INPUT RECORDS |
[start]
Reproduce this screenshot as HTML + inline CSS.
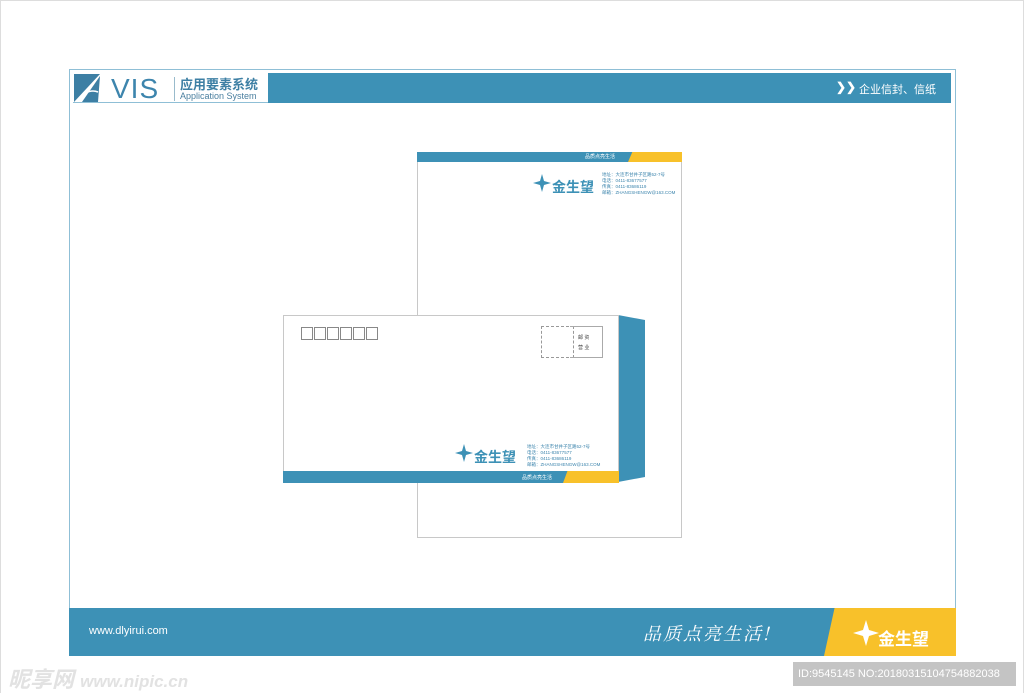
[end]
[start]
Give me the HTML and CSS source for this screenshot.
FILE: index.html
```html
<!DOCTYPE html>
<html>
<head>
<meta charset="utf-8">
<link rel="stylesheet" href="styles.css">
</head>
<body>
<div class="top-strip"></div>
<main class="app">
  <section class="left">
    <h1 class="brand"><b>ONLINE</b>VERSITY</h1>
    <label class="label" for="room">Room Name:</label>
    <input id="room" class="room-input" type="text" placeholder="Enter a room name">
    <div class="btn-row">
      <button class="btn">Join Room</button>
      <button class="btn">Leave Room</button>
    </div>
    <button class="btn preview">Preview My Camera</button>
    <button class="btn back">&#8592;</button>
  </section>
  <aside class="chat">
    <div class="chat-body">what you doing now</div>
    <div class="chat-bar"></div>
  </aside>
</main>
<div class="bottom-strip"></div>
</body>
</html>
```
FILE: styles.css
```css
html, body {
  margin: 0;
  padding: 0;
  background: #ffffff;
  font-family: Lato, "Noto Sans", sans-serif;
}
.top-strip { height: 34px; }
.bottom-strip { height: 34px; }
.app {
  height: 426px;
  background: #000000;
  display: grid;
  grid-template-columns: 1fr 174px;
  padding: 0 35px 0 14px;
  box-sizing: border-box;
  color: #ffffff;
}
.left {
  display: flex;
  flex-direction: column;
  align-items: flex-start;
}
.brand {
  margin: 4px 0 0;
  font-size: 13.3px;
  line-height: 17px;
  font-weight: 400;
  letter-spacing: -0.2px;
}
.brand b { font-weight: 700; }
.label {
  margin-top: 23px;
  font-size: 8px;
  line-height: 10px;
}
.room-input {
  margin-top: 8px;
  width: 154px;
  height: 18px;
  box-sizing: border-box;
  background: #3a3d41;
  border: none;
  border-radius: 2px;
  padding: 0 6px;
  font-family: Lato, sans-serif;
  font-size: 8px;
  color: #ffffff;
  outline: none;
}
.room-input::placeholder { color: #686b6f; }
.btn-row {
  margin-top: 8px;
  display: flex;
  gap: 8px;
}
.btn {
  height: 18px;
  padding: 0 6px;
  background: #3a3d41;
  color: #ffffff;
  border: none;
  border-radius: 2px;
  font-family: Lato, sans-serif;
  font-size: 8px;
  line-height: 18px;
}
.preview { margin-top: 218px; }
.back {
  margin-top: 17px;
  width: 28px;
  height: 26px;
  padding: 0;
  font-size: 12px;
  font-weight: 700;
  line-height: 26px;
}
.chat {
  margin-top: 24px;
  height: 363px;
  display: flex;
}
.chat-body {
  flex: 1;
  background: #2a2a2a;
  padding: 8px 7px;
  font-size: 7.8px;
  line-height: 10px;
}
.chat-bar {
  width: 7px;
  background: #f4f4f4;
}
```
[end]
Report each line in the data that holds the word "this".

Reproduce this screenshot as HTML + inline CSS.
Give me the HTML and CSS source for this screenshot.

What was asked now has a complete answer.